>> start INFORMATION SUPPLIED

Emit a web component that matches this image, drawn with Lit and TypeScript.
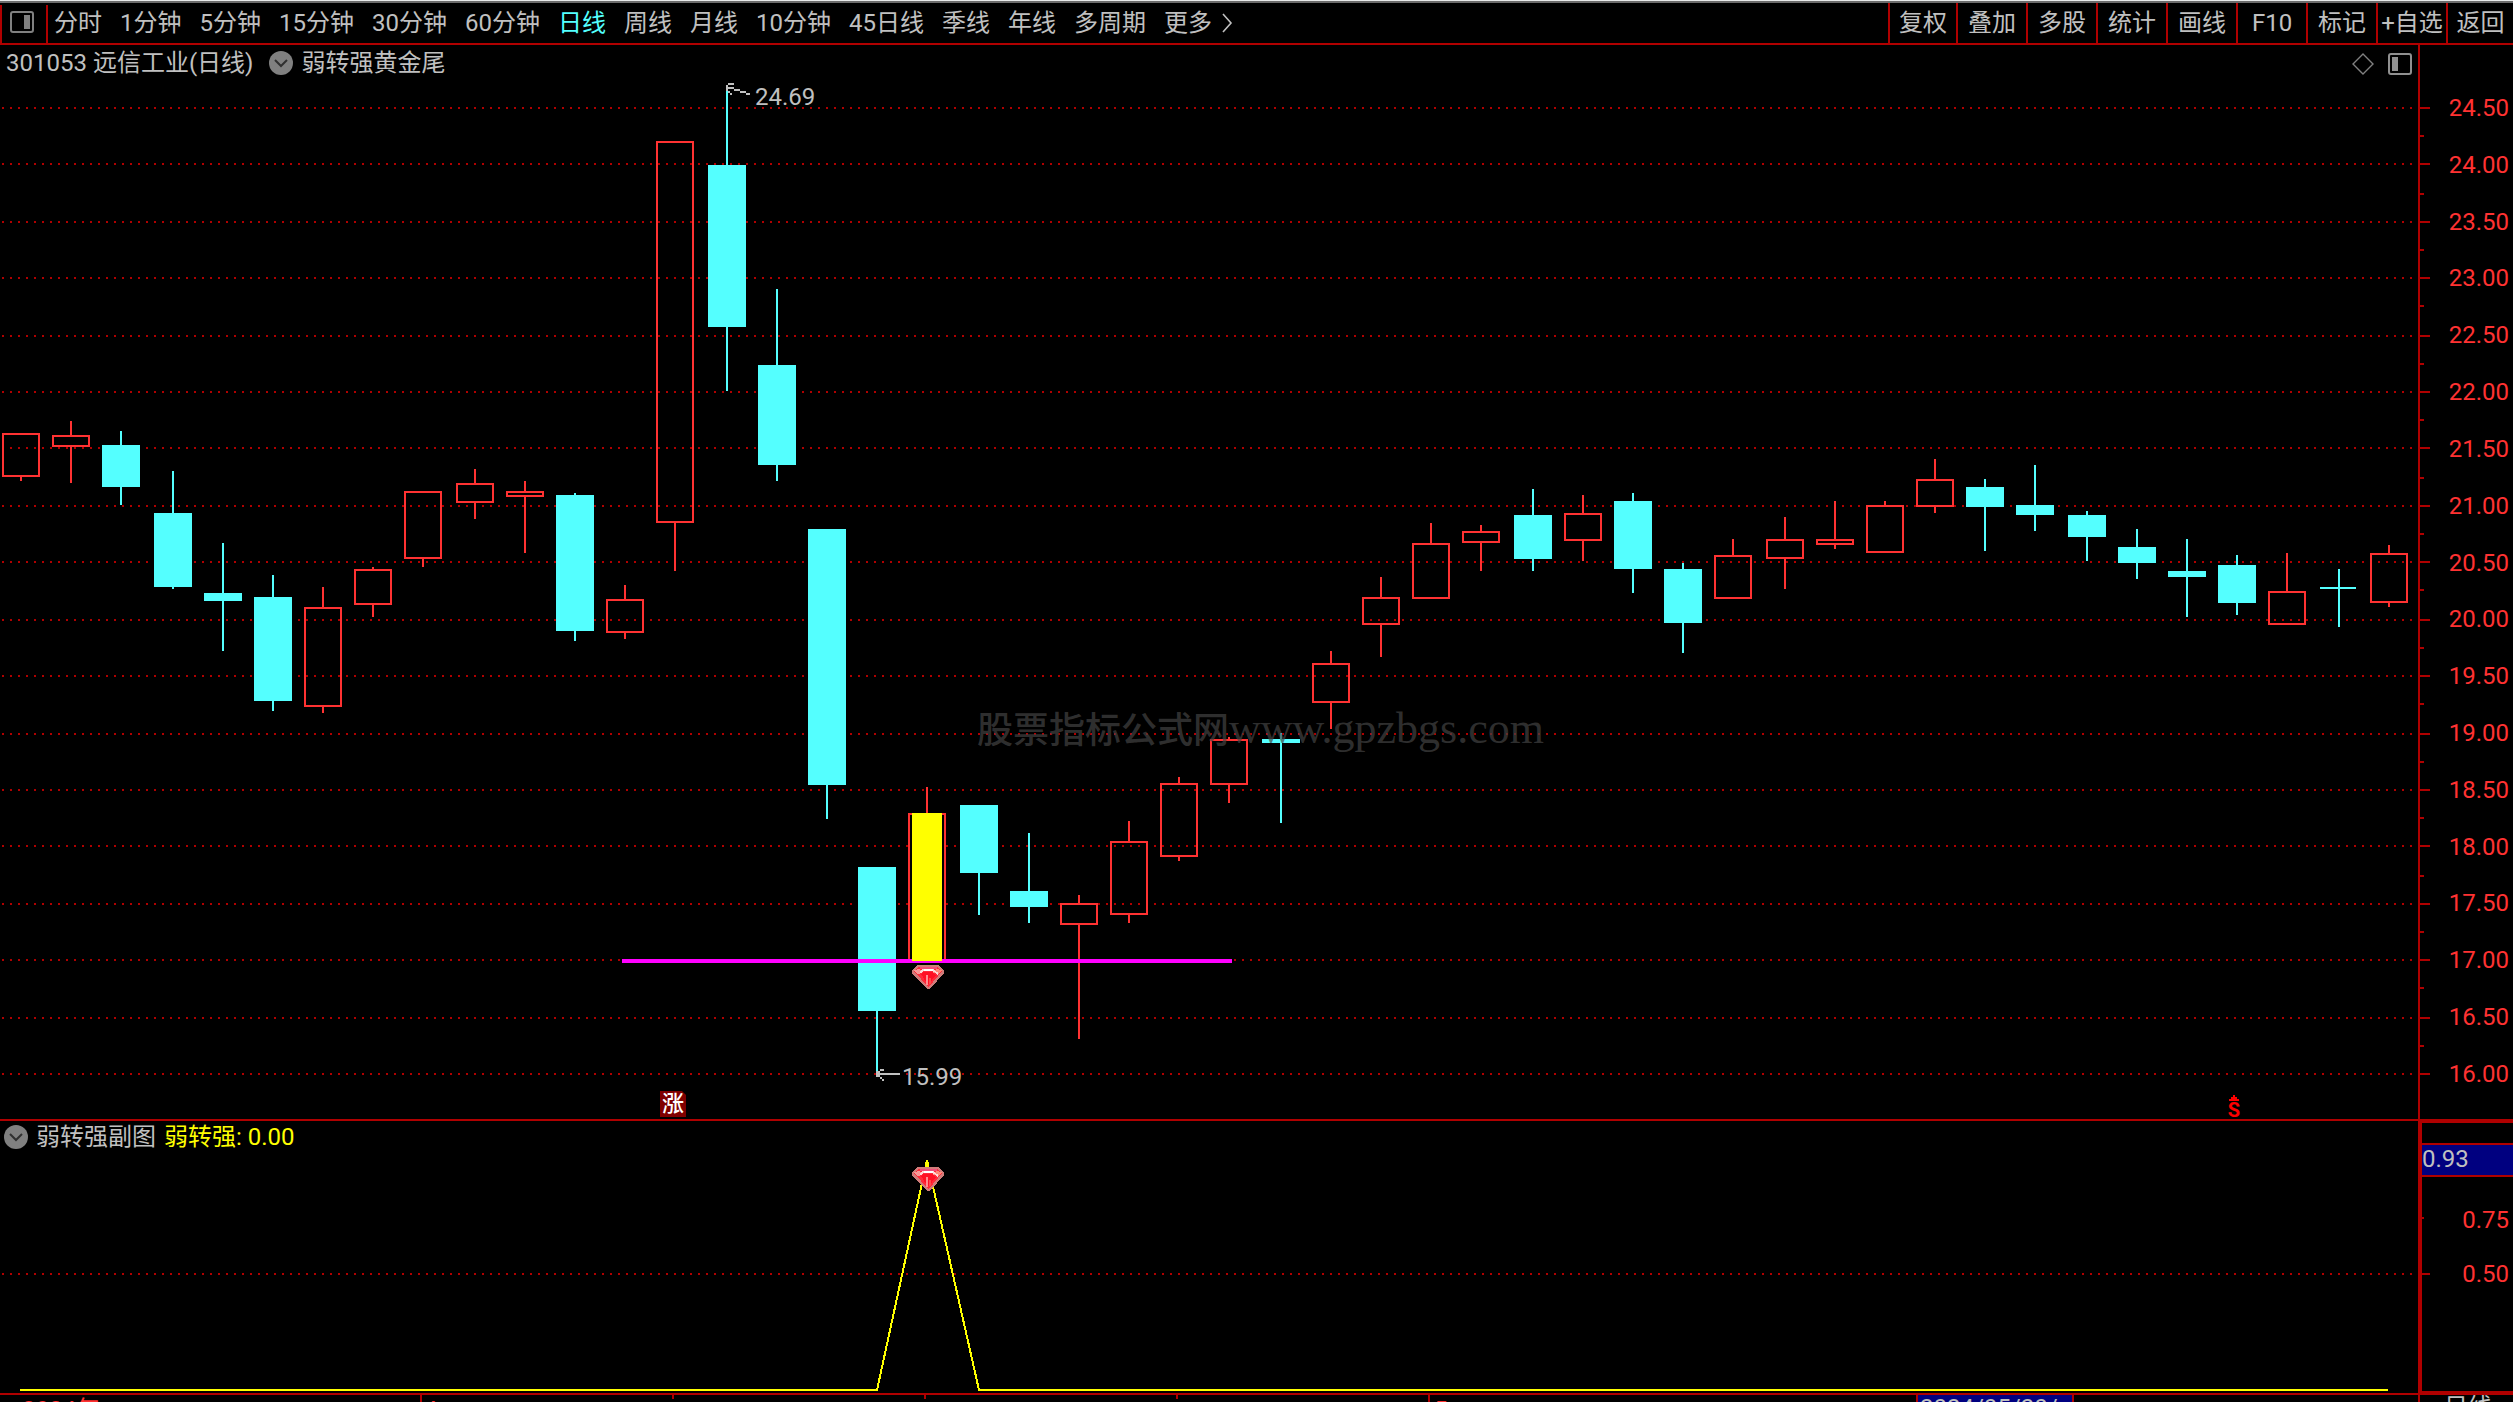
import { LitElement, html, svg, css } from "lit";
import { customElement, state } from "lit/decorators.js";
import { classMap } from "lit/directives/class-map.js";

const PERIODS = [
  "分时", "1分钟", "5分钟", "15分钟", "30分钟", "60分钟", "日线", "周线",
  "月线", "10分钟", "45日线", "季线", "年线", "多周期",
];
const ACTIONS = ["复权", "叠加", "多股", "统计", "画线", "F10", "标记", "+自选", "返回"];

/* Chart canvas: 2418 units wide, main pane rows 45..1119, sub pane rows 1121..1393 */
const W = 2418;
const MAIN_TOP = 45;
const MAIN_H = 1074;
const SUB_TOP = 1121;
const SUB_H = 272;

type Candle = [kind: "up" | "down", high: number, top: number, bottom: number, low: number];

const CANDLES: Candle[] = [
  ["up", 433, 433, 477, 481],
  ["up", 421, 435, 447, 483],
  ["down", 431, 445, 487, 505],
  ["down", 471, 513, 587, 589],
  ["down", 543, 593, 601, 651],
  ["down", 575, 597, 701, 711],
  ["up", 587, 607, 707, 713],
  ["up", 567, 569, 605, 617],
  ["up", 491, 491, 559, 567],
  ["up", 469, 483, 503, 519],
  ["up", 481, 491, 497, 553],
  ["down", 493, 495, 631, 641],
  ["up", 585, 599, 633, 639],
  ["up", 141, 141, 523, 571],
  ["down", 91, 165, 327, 391],
  ["down", 289, 365, 465, 481],
  ["down", 529, 529, 785, 819],
  ["down", 867, 867, 1011, 1073],
  ["up", 787, 813, 961, 961],
  ["down", 805, 805, 873, 915],
  ["down", 833, 891, 907, 923],
  ["up", 895, 903, 925, 1039],
  ["up", 821, 841, 915, 923],
  ["up", 777, 783, 857, 861],
  ["up", 737, 739, 785, 803],
  ["down", 733, 739, 743, 823],
  ["up", 651, 663, 703, 729],
  ["up", 577, 597, 625, 657],
  ["up", 523, 543, 599, 599],
  ["up", 525, 531, 543, 571],
  ["down", 489, 515, 559, 571],
  ["up", 495, 513, 541, 561],
  ["down", 493, 501, 569, 593],
  ["down", 563, 569, 623, 653],
  ["up", 539, 555, 599, 599],
  ["up", 517, 539, 559, 589],
  ["up", 501, 539, 545, 549],
  ["up", 501, 505, 553, 553],
  ["up", 459, 479, 507, 513],
  ["down", 479, 487, 507, 551],
  ["down", 465, 505, 515, 531],
  ["down", 511, 515, 537, 561],
  ["down", 529, 547, 563, 579],
  ["down", 539, 571, 577, 617],
  ["down", 555, 565, 603, 615],
  ["up", 553, 591, 625, 625],
  ["down", 569, 587, 589, 627],
  ["up", 545, 553, 603, 607],
];

const BODY = 38;
const candleLeft = (i: number) => 2 + 2 * Math.floor(i * 25.188 + 0.45);

const PRICES = Array.from({ length: 18 }, (_, i) => 24.5 - i * 0.5);
const priceRow = (p: number) => 2 * Math.round((1074 - (p - 16) * 113.65) / 2);

const gem = (x: number, y: number) => svg`
  <g transform="translate(${x} ${y})">
    <polygon points="6,0 26,0 32,5 32,8 18,24 15,24 0,8 0,5" fill="#d07c7a"></polygon>
    <polygon points="7,2 25,2 30,6 17,22 16,22 2,6" fill="#ff2a3a"></polygon>
    <rect x="8" y="2" width="17" height="2" fill="#f0507a"></rect>
    <polygon points="2,5 8,4 10,8 5,9" fill="#f89a98"></polygon>
    <polygon points="24,4 30,5 27,9 21,8" fill="#ff8a78"></polygon>
    <path d="M8 8 L11 5 H21 L26 9" fill="none" stroke="#ffd8d8" stroke-width="2"></path>
    <rect x="12" y="4" width="9" height="2" fill="#ffffff"></rect>
    <polygon points="9,9 12,7 20,7 24,10 17,19 14,17" fill="#ff1024"></polygon>
    <path d="M15 10 V20" stroke="#ff8c90" stroke-width="2"></path>
    <path d="M18 13 V19" stroke="#ff4a48" stroke-width="2"></path>
  </g>`;

const toggleIcon = html`
  <svg class="toggle" viewBox="0 0 24 24" width="24" height="24" aria-hidden="true">
    <circle cx="12" cy="12" r="12" fill="#808080"></circle>
    <path d="M6 9 L12 15 L18 9" fill="none" stroke="#303030" stroke-width="2"></path>
  </svg>`;

@customElement("app-root")
export class AppRoot extends LitElement {
  @state() private period = "日线";

  static styles = css`
    :host {
      --line: #b00000;
      --red: #ff3232;
      --cyan: #54ffff;
      --grey: #c0c0c0;
      display: grid;
      grid-template-rows: 3px 42px minmax(0, 1076fr) minmax(0, 274fr) 7px;
      height: 100vh;
      overflow: hidden;
      background: #000;
      color: var(--grey);
      font-family: Roboto, "Noto Sans CJK SC", sans-serif;
      font-size: 24px;
      font-weight: 400;
      line-height: 24px;
    }
    * { box-sizing: border-box; }
    svg { display: block; }
    button {
      margin: 0;
      padding: 0;
      border: 0;
      background: none;
      color: inherit;
      font: inherit;
      white-space: nowrap;
    }
    .strip {
      background: #6c6c6c;
      border-top: 1px solid #e8eaea;
    }
    .toolbar {
      display: flex;
      min-width: 0;
      border-bottom: 2px solid var(--line);
    }
    .side {
      display: flex;
      align-items: center;
      justify-content: center;
      width: 48px;
      margin-top: 2px;
      padding: 0 4px 4px 0;
      border-left: 2px solid var(--line);
      border-right: 2px solid var(--line);
    }
    .periods {
      display: flex;
      flex: 1;
      align-items: center;
      gap: 18px;
      min-width: 0;
      padding: 0 6px;
    }
    .period.active {
      color: var(--cyan);
    }
    .more {
      display: flex;
      align-items: center;
      gap: 10px;
    }
    .actions {
      display: grid;
      grid-template-columns: 68px repeat(7, 70px) 67px;
    }
    .action {
      border-left: 2px solid var(--line);
    }
    .pane {
      display: grid;
      grid-template-columns: minmax(0, 1fr) 95px;
      min-height: 0;
      border-bottom: 2px solid var(--line);
    }
    .plot {
      position: relative;
      min-width: 0;
      min-height: 0;
    }
    .canvas {
      width: 100%;
      height: 100%;
    }
    .caption {
      position: absolute;
      top: 6px;
      left: 6px;
      display: flex;
      align-items: center;
      gap: 8px;
    }
    .caption.sub {
      top: 4px;
      left: 4px;
    }
    .stock { margin-right: 8px; }
    .value { color: #ffff00; }
    .tools {
      position: absolute;
      top: 8px;
      right: 6px;
      display: flex;
      gap: 14px;
    }
    .mark {
      position: absolute;
    }
    .rise {
      bottom: 2px;
      width: 26px;
      height: 26px;
      background: #800000;
      color: #fff;
      font-size: 22px;
      font-weight: 500;
      line-height: 26px;
      text-align: center;
      clip-path: polygon(0 0, 22px 0, 26px 4px, 26px 100%, 0 100%);
    }
    .sell {
      bottom: 2px;
      display: grid;
      justify-items: center;
      gap: 2px;
      width: 14px;
      color: #ff0000;
      font-size: 20px;
      font-weight: 700;
      line-height: 14px;
    }
    .watermark {
      position: absolute;
      top: 660px;
      left: 977px;
      display: flex;
      align-items: baseline;
      color: rgba(68, 68, 68, 0.7);
      font-family: "Liberation Serif", "Noto Sans CJK SC", serif;
      font-size: 36px;
      font-weight: 500;
      line-height: 48px;
      white-space: nowrap;
    }
    .site { font-size: 44px; }
    .scale {
      display: flex;
      min-height: 0;
      border-left: 2px solid var(--line);
      color: var(--red);
    }
    .ticks {
      width: 12px;
      height: 100%;
    }
    .prices {
      display: flex;
      flex: 1;
      flex-direction: column;
      justify-content: space-between;
      padding: 51px 4px 33px 0;
      text-align: right;
    }
    .subscale {
      position: relative;
      display: flex;
      flex-direction: column;
      padding-top: 20px;
      border: solid var(--line);
      border-width: 2px 0 2px 4px;
      color: var(--red);
      text-align: right;
    }
    .level { padding: 31px 4px 0 0; }
    .level + .level { padding-top: 30px; }
    .cursor {
      height: 34px;
      padding-top: 2px;
      border: solid var(--line);
      border-width: 2px 0;
      background: #000080;
      color: var(--grey);
      text-align: left;
    }
    .subticks {
      position: absolute;
      top: 0;
      left: 0;
      width: 8px;
      height: 100%;
    }
    .dates {
      display: grid;
      grid-template-columns: minmax(0, 1fr) 95px;
      overflow: hidden;
    }
    .timeline {
      position: relative;
      overflow: hidden;
    }
    .tick {
      position: absolute;
      top: 0;
      width: 2px;
      height: 4px;
      background: var(--line);
    }
    .tick.tall { height: 7px; }
    .date {
      position: absolute;
      top: 3px;
      color: var(--red);
    }
    .today {
      position: absolute;
      top: 0;
      width: 158px;
      height: 30px;
      padding: 1px 0 0 2px;
      border: solid var(--line);
      border-width: 0 2px;
      background: #000080;
      white-space: nowrap;
    }
    .unit {
      border-left: 2px solid var(--line);
      padding-left: 24px;
      white-space: nowrap;
    }
  `;

  private pct(x: number) {
    return `left:${((x / W) * 100).toFixed(3)}%`;
  }

  private at(x: number, y: number) {
    return `${this.pct(x)};top:${(((y - MAIN_TOP) / MAIN_H) * 100).toFixed(3)}%`;
  }

  private dots(y: number) {
    return svg`<line x1="2" x2="2412" y1=${y} y2=${y} stroke="#b00000" stroke-width="2" stroke-dasharray="2 6"></line>`;
  }

  private candle([kind, high, top, bottom, low]: Candle, i: number) {
    const x = candleLeft(i);
    const cx = x + BODY / 2;
    const color = kind === "up" ? "#ff3232" : "#54ffff";
    return svg`
      <path d="M${cx} ${high}V${top}M${cx} ${bottom}V${low}" stroke=${color} stroke-width="2"></path>
      ${kind === "up"
        ? svg`<rect x=${x + 1} y=${top + 1} width=${BODY - 2} height=${bottom - top - 2} fill="none" stroke=${color} stroke-width="2"></rect>`
        : svg`<rect x=${x} y=${top} width=${bottom - top > 2 ? BODY : BODY - 2} height=${bottom - top} fill=${color}></rect>`}`;
  }

  private renderToolbar() {
    return html`
      <header class="toolbar">
        <button class="side" aria-label="侧栏">
          <svg viewBox="0 0 24 22" width="24" height="22" aria-hidden="true">
            <rect x="1" y="1" width="22" height="20" rx="2" fill="none" stroke="#808080" stroke-width="2"></rect>
            <rect x="14" y="4" width="6" height="14" fill="#808080"></rect>
          </svg>
        </button>
        <nav class="periods">
          ${PERIODS.map(
            (p) => html`<button
              class=${classMap({ period: true, active: p === this.period })}
              @click=${() => (this.period = p)}
            >${p}</button>`
          )}
          <button class="more">更多
            <svg viewBox="0 0 12 20" width="12" height="20" aria-hidden="true">
              <path d="M1 1 L9 10 L1 19" fill="none" stroke="#c0c0c0" stroke-width="1.6"></path>
            </svg>
          </button>
        </nav>
        <div class="actions">
          ${ACTIONS.map((a) => html`<button class="action">${a}</button>`)}
        </div>
      </header>`;
  }

  private renderMain() {
    return html`
      <section class="pane">
        <div class="plot">
          <svg class="canvas" viewBox="0 ${MAIN_TOP} ${W} ${MAIN_H}" preserveAspectRatio="none" shape-rendering="crispEdges">
            ${PRICES.map((p) => this.dots(priceRow(p)))}
            ${CANDLES.map((c, i) => this.candle(c, i))}
            <rect x="622" y="959" width="610" height="4" fill="#ff00ff"></rect>
            <rect x="912" y="813" width="30" height="148" fill="#ffff00"></rect>
            <path fill="#c0c0c0" d="M728 83h6v2h-6zM726 85h2v6h-2zM728 87h6v2h-6zM734 89h6v2h-6zM740 91h6v2h-6zM746 93h4v2h-4zM728 91h2v2h-2zM730 93h2v2h-2z"></path>
            <path fill="#c0c0c0" d="M876 1071h4v6h-4zM880 1073h20v2h-20zM880 1069h4v2h-4zM880 1077h2v2h-2zM882 1079h2v2h-2z"></path>
            ${gem(912, 965)}
          </svg>
          <div class="watermark"><span>股票指标公式网</span><span class="site">www.gpzbgs.com</span></div>
          <div class="caption">
            <span class="stock">301053 远信工业(日线)</span>
            ${toggleIcon}
            <span>弱转强黄金尾</span>
          </div>
          <div class="tools">
            <svg viewBox="0 0 22 22" width="22" height="22" aria-hidden="true">
              <path d="M11 1 L21 11 L11 21 L1 11 Z" fill="none" stroke="#808080" stroke-width="1.4"></path>
            </svg>
            <svg viewBox="0 0 24 22" width="24" height="22" aria-hidden="true">
              <rect x="1" y="1" width="22" height="20" rx="2" fill="none" stroke="#909090" stroke-width="2"></rect>
              <rect x="4" y="4" width="6" height="14" fill="#909090"></rect>
            </svg>
          </div>
          <span class="mark" style=${this.at(755, 85)}>24.69</span>
          <span class="mark" style=${this.at(902, 1065)}>15.99</span>
          <span class="mark rise" style=${this.pct(660)}>涨</span>
          <span class="mark sell" style=${this.pct(2227)}>
            <svg viewBox="0 0 10 6" width="10" height="6" aria-hidden="true">
              <path d="M4 0h2v2h2v2h2v2H0V4h2V2h2z" fill="#ff0000"></path>
            </svg>
            S
          </span>
        </div>
        <div class="scale">
          <svg class="ticks" viewBox="0 ${MAIN_TOP} 12 ${MAIN_H}" preserveAspectRatio="none" shape-rendering="crispEdges">
            ${PRICES.map((p, i) => svg`
              <rect x="0" y=${priceRow(p) - 1} width="10" height="2" fill="#b00000"></rect>
              ${i < PRICES.length - 1
                ? svg`<rect x="0" y=${priceRow(p - 0.25) - 1} width="4" height="2" fill="#b00000"></rect>`
                : ""}`)}
          </svg>
          <div class="prices">${PRICES.map((p) => html`<span>${p.toFixed(2)}</span>`)}</div>
        </div>
      </section>`;
  }

  private renderSub() {
    return html`
      <section class="pane">
        <div class="plot">
          <svg class="canvas" viewBox="0 ${SUB_TOP} ${W} ${SUB_H}" preserveAspectRatio="none" shape-rendering="crispEdges">
            ${this.dots(1274)}
            <polyline points="20,1390 877,1390 927,1160 979,1390 2388,1390" fill="none" stroke="#ffff00" stroke-width="2"></polyline>
            ${gem(912, 1167)}
          </svg>
          <div class="caption sub">
            ${toggleIcon}
            <span>弱转强副图</span>
            <span class="value">弱转强: 0.00</span>
          </div>
        </div>
        <div class="subscale">
          <svg class="subticks" viewBox="0 1123 8 268" preserveAspectRatio="none" shape-rendering="crispEdges">
            <rect x="0" y="1217" width="2" height="2" fill="#b00000"></rect>
            <rect x="0" y="1273" width="8" height="2" fill="#b00000"></rect>
          </svg>
          <div class="cursor">0.93</div>
          <div class="level">0.75</div>
          <div class="level">0.50</div>
        </div>
      </section>`;
  }

  private renderDates() {
    return html`
      <footer class="dates">
        <div class="timeline">
          <i class="tick tall" style=${this.pct(420)}></i>
          <i class="tick" style=${this.pct(672)}></i>
          <i class="tick" style=${this.pct(924)}></i>
          <i class="tick" style=${this.pct(1176)}></i>
          <i class="tick tall" style=${this.pct(1428)}></i>
          <span class="date" style=${this.pct(22)}>2024年</span>
          <span class="date" style=${this.pct(424)}>4</span>
          <span class="date" style=${this.pct(1434)}>5</span>
          <span class="today" style=${this.pct(1916)}>2024/05/20/一</span>
        </div>
        <span class="unit">日线</span>
      </footer>`;
  }

  render() {
    return html`
      <div class="strip"></div>
      ${this.renderToolbar()} ${this.renderMain()} ${this.renderSub()} ${this.renderDates()}
    `;
  }
}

>> end INFORMATION SUPPLIED

▸ **WHAT YOU ARE ASKED TO DO**
Everything from the first line to the line with "number, low: number];" must be repeated exactly, and nothing else. Leave the pictures out.

▸ **RIGHT ANSWER**
Emit a web component that matches this image, drawn with Lit and TypeScript.
import { LitElement, html, svg, css } from "lit";
import { customElement, state } from "lit/decorators.js";
import { classMap } from "lit/directives/class-map.js";

const PERIODS = [
  "分时", "1分钟", "5分钟", "15分钟", "30分钟", "60分钟", "日线", "周线",
  "月线", "10分钟", "45日线", "季线", "年线", "多周期",
];
const ACTIONS = ["复权", "叠加", "多股", "统计", "画线", "F10", "标记", "+自选", "返回"];

/* Chart canvas: 2418 units wide, main pane rows 45..1119, sub pane rows 1121..1393 */
const W = 2418;
const MAIN_TOP = 45;
const MAIN_H = 1074;
const SUB_TOP = 1121;
const SUB_H = 272;

type Candle = [kind: "up" | "down", high: number, top: number, bottom: number, low: number];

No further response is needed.